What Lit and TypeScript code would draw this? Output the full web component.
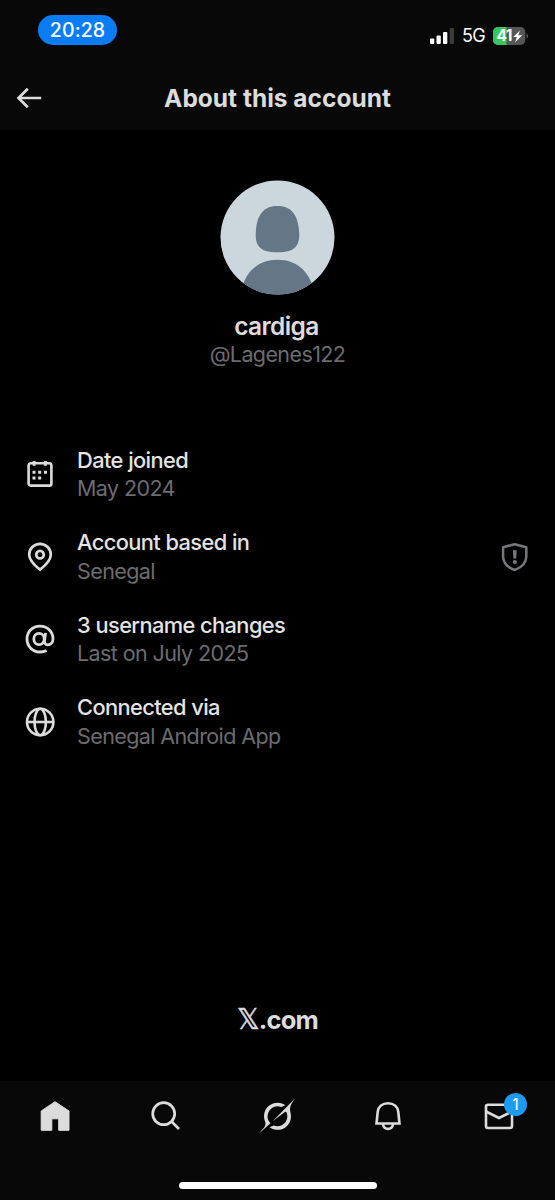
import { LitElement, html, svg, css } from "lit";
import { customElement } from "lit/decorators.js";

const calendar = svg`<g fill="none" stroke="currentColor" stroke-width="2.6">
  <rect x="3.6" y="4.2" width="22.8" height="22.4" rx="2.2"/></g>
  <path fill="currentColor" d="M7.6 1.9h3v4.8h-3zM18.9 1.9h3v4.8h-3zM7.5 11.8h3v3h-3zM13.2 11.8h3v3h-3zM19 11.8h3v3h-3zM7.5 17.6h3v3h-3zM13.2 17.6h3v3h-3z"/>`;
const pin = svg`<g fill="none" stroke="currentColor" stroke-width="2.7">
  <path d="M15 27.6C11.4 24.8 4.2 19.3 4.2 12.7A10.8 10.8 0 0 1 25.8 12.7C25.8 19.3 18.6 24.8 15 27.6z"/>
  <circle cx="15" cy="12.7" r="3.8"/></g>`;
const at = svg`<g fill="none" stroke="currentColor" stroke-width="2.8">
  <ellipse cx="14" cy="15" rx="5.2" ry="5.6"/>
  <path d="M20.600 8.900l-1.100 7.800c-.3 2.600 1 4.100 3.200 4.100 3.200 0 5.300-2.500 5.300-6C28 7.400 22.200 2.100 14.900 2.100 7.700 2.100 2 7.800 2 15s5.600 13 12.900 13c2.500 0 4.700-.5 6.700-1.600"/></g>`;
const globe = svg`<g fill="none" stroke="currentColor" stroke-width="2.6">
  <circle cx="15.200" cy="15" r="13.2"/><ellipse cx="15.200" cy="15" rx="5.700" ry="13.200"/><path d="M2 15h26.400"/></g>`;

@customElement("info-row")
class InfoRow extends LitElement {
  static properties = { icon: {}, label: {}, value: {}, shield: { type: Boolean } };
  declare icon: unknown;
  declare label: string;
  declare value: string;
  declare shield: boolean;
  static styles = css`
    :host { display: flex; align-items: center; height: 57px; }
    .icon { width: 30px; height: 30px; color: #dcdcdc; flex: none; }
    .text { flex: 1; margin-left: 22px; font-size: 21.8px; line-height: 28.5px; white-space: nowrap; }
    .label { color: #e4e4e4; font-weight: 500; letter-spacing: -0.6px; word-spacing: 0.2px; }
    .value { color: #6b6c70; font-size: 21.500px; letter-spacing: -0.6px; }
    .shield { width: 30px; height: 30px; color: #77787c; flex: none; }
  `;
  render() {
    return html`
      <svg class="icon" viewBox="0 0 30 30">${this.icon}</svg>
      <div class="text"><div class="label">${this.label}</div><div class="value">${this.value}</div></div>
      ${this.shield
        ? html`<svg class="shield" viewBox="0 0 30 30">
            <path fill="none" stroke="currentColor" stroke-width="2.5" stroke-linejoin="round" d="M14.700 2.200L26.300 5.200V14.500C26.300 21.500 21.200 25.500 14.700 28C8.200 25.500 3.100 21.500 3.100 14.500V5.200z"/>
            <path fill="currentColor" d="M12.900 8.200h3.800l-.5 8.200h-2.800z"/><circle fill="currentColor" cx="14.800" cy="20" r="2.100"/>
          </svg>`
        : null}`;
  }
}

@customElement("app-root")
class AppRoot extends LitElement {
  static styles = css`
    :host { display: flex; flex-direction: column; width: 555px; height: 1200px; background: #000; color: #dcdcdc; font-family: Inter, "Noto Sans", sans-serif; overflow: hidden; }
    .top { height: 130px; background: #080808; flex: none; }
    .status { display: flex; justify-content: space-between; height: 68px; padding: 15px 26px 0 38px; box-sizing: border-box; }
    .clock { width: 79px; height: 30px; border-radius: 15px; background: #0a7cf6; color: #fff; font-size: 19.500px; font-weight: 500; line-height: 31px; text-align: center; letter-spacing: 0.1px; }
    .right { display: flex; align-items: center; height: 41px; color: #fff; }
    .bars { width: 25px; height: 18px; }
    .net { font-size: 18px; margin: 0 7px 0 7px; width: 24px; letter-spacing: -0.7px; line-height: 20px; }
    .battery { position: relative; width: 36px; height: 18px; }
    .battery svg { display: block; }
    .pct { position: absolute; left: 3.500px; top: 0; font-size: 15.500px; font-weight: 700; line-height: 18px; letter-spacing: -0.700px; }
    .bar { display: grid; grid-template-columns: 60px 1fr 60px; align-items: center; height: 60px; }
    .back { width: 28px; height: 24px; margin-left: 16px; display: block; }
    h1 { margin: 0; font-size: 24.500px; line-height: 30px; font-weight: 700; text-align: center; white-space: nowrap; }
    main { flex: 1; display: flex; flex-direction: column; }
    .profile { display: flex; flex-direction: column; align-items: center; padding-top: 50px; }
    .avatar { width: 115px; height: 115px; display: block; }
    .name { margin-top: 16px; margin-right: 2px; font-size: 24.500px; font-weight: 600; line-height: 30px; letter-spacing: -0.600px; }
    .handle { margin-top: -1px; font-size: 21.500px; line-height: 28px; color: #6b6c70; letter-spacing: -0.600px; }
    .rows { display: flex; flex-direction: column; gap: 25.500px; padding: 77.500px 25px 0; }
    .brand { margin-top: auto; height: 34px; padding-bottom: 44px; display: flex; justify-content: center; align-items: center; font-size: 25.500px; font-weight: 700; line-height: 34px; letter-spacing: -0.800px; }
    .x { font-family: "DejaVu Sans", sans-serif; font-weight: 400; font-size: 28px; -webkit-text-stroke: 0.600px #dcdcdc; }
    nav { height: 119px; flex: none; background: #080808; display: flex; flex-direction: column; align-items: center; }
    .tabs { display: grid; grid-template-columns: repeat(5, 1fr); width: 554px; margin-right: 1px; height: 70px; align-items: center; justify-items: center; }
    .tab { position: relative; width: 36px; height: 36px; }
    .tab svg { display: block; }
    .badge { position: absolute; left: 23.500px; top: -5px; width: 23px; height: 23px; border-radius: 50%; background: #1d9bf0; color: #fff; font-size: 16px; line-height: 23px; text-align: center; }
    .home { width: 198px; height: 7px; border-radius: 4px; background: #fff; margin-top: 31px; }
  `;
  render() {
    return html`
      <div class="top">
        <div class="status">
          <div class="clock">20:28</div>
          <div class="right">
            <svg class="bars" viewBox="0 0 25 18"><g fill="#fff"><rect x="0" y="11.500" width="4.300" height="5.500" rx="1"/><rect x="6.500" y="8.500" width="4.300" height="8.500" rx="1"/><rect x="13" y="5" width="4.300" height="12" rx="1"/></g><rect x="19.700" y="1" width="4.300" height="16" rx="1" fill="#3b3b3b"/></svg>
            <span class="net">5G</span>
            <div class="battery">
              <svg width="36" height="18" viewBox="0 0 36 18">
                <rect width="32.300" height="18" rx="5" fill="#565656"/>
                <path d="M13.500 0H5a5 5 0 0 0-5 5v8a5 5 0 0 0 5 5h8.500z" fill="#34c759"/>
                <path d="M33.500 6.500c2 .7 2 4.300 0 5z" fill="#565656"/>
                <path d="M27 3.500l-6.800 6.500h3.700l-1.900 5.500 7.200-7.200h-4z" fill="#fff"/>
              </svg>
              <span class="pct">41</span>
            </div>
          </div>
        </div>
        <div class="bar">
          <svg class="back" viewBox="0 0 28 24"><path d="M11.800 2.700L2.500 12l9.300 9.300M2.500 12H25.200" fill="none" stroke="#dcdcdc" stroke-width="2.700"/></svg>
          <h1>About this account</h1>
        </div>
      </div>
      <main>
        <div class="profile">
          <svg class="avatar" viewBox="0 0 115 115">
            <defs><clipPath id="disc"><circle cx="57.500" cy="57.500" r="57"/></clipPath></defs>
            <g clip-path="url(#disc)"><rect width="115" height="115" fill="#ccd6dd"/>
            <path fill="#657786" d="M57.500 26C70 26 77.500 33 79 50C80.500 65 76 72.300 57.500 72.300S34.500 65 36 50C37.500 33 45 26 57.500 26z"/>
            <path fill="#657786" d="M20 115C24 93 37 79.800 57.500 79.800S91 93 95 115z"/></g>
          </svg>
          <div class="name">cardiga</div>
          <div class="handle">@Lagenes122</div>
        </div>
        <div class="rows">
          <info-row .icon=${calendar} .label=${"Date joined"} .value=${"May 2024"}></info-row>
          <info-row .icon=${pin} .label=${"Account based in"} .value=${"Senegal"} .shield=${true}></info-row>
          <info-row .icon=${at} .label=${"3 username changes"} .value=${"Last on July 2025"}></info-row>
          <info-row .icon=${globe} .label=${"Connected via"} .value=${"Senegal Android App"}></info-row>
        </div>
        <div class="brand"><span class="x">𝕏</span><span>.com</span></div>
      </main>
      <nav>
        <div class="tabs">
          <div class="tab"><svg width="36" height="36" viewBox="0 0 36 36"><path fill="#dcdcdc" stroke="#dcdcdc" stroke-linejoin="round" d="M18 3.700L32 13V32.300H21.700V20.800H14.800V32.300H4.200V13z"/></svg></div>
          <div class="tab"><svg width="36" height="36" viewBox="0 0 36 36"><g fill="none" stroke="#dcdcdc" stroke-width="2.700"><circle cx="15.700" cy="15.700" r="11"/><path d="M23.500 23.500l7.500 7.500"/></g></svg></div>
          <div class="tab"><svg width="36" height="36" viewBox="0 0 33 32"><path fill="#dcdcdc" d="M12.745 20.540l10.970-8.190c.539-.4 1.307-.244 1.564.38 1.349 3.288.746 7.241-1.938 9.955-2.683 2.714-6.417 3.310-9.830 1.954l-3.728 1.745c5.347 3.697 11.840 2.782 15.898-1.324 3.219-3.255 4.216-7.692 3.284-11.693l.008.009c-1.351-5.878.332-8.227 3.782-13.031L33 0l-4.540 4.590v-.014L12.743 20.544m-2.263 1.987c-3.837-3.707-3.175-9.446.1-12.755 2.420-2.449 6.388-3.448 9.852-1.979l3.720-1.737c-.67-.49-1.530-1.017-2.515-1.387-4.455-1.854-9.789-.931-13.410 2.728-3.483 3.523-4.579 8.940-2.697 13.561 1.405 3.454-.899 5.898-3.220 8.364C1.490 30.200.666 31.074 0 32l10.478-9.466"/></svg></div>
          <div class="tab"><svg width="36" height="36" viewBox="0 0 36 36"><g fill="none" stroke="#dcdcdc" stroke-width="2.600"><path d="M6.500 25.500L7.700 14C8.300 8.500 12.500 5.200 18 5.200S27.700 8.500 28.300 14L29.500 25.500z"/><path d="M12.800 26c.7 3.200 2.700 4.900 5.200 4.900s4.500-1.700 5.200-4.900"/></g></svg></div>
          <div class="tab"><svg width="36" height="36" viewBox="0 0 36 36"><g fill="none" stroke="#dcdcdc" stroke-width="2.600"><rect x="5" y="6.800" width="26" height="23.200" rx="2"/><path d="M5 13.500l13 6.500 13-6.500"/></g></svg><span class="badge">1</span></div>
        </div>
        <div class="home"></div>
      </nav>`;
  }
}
* * *
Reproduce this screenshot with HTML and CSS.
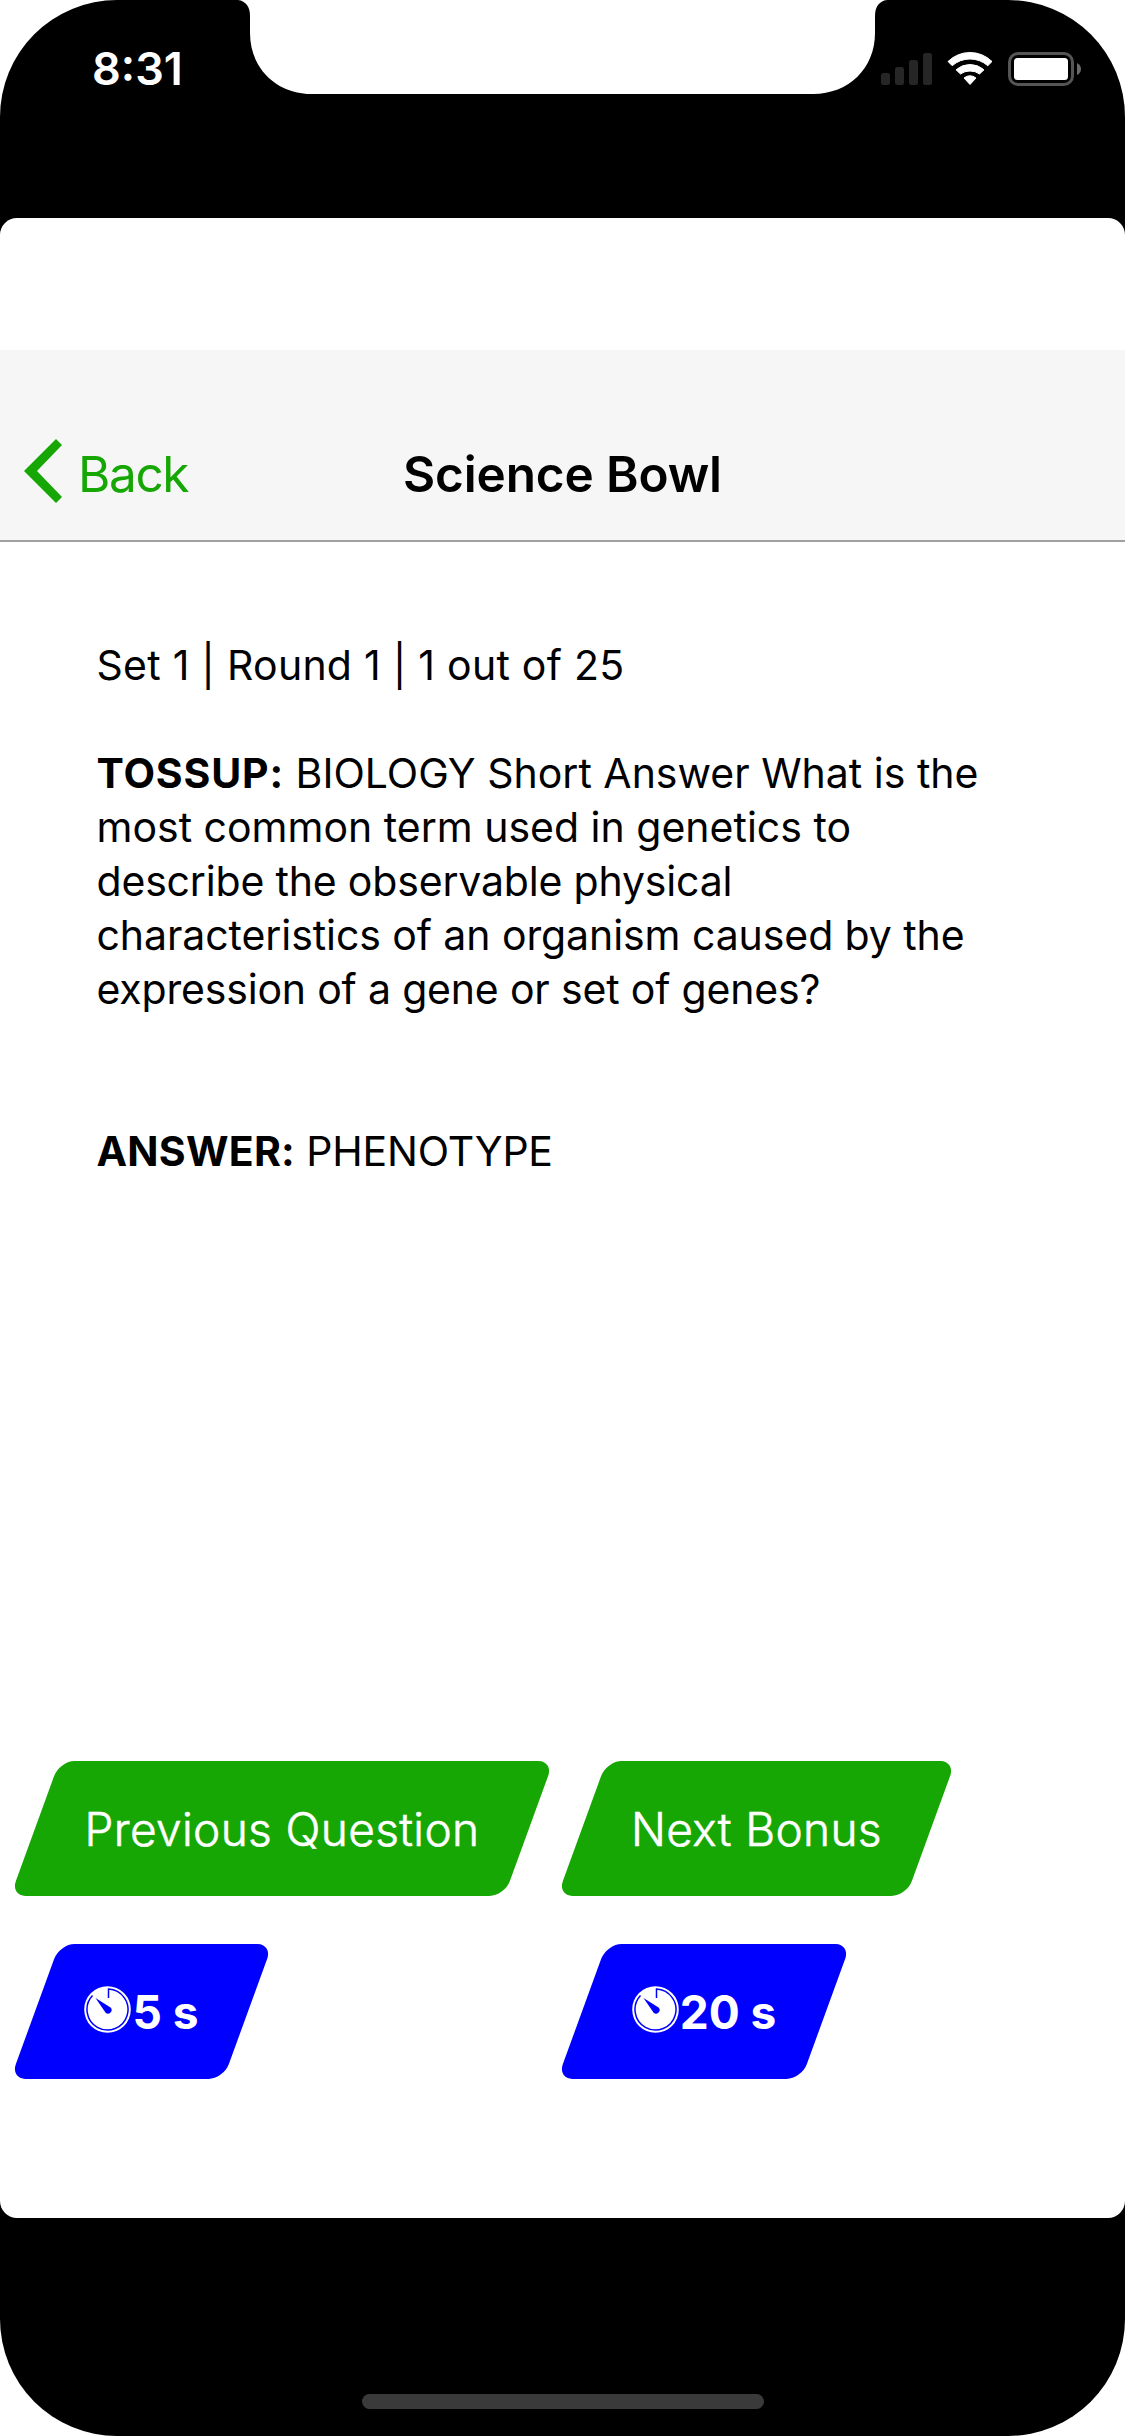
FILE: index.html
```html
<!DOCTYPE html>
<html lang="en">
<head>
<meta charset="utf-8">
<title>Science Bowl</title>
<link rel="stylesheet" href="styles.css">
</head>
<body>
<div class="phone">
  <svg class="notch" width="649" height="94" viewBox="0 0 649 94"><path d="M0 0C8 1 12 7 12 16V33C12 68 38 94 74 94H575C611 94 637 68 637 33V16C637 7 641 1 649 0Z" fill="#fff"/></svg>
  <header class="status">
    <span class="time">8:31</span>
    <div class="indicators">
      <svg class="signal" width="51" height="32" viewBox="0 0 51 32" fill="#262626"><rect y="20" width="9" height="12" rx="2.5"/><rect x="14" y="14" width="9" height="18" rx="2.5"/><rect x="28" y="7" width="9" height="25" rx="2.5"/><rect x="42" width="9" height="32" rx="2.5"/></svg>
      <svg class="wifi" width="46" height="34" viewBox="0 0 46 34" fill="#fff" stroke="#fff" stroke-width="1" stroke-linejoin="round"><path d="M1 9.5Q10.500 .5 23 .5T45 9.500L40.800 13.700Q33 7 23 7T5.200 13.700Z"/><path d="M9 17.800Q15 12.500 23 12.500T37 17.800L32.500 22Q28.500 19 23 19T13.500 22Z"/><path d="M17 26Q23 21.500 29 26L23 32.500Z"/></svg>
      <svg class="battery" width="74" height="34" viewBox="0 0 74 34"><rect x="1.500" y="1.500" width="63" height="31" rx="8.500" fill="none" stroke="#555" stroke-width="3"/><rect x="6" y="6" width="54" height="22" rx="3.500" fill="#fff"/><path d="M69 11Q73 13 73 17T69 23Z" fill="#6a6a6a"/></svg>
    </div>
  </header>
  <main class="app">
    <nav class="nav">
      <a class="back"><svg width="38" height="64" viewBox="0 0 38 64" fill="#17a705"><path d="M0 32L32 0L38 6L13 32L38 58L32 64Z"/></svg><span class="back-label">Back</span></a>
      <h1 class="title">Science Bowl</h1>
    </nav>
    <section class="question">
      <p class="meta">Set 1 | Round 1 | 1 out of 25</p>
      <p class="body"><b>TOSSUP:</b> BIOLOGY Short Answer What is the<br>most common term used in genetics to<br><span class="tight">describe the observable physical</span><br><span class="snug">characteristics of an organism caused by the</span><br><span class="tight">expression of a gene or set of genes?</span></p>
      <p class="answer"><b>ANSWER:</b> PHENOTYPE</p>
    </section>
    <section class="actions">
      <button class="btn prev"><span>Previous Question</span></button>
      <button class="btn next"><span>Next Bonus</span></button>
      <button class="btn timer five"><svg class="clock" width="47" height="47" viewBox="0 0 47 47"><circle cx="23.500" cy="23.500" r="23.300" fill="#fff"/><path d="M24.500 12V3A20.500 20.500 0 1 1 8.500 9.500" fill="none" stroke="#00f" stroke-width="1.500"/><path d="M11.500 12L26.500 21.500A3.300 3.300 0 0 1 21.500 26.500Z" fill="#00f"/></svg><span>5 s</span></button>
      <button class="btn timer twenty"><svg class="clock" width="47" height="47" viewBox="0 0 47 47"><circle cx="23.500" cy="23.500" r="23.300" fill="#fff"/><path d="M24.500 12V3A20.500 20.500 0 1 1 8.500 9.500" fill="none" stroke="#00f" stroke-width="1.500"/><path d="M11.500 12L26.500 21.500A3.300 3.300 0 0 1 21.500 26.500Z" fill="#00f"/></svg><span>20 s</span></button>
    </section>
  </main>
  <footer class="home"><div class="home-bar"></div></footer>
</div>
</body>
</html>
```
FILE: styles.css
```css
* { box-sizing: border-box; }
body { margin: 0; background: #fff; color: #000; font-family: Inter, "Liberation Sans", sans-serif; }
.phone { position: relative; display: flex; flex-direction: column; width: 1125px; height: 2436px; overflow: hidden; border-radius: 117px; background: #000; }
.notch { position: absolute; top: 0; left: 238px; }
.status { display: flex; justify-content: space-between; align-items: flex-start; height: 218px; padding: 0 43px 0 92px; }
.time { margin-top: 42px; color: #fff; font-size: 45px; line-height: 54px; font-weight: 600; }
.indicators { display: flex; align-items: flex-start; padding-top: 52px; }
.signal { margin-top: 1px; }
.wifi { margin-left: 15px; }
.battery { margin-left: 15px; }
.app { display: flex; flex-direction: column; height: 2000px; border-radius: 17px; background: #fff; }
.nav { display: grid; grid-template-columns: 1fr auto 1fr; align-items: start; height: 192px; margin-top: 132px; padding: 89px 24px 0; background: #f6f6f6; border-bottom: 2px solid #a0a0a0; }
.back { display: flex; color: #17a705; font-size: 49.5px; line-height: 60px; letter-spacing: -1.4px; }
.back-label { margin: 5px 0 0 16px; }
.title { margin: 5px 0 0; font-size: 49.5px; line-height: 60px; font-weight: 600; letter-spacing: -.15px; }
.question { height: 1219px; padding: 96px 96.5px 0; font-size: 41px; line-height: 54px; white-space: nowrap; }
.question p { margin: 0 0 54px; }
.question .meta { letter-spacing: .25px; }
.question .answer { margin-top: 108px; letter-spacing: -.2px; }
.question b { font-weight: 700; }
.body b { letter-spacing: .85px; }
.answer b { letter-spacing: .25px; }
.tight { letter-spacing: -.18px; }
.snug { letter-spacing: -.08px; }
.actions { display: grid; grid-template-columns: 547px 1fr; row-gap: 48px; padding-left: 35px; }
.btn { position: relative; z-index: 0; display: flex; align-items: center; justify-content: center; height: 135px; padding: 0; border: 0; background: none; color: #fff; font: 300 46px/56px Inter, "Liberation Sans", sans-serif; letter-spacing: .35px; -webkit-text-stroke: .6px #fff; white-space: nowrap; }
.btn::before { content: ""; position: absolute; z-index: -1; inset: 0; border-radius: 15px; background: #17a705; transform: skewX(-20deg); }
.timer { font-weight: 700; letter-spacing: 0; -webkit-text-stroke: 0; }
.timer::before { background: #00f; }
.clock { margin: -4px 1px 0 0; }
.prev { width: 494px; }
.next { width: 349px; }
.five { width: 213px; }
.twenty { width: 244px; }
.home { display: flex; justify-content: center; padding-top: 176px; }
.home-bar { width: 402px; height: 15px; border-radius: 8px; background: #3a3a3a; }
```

| To be done |
Return each line where "this" shows up.

| Task output |
What Lit and TypeScript code would draw this? Output the full web component.
      <svg class="icon" viewBox="0 0 30 30">${this.icon}</svg>
      <div class="text"><div class="label">${this.label}</div><div class="value">${this.value}</div></div>
      ${this.shield
          <h1>About this account</h1>
Reproduce this screenshot with HTML and CSS.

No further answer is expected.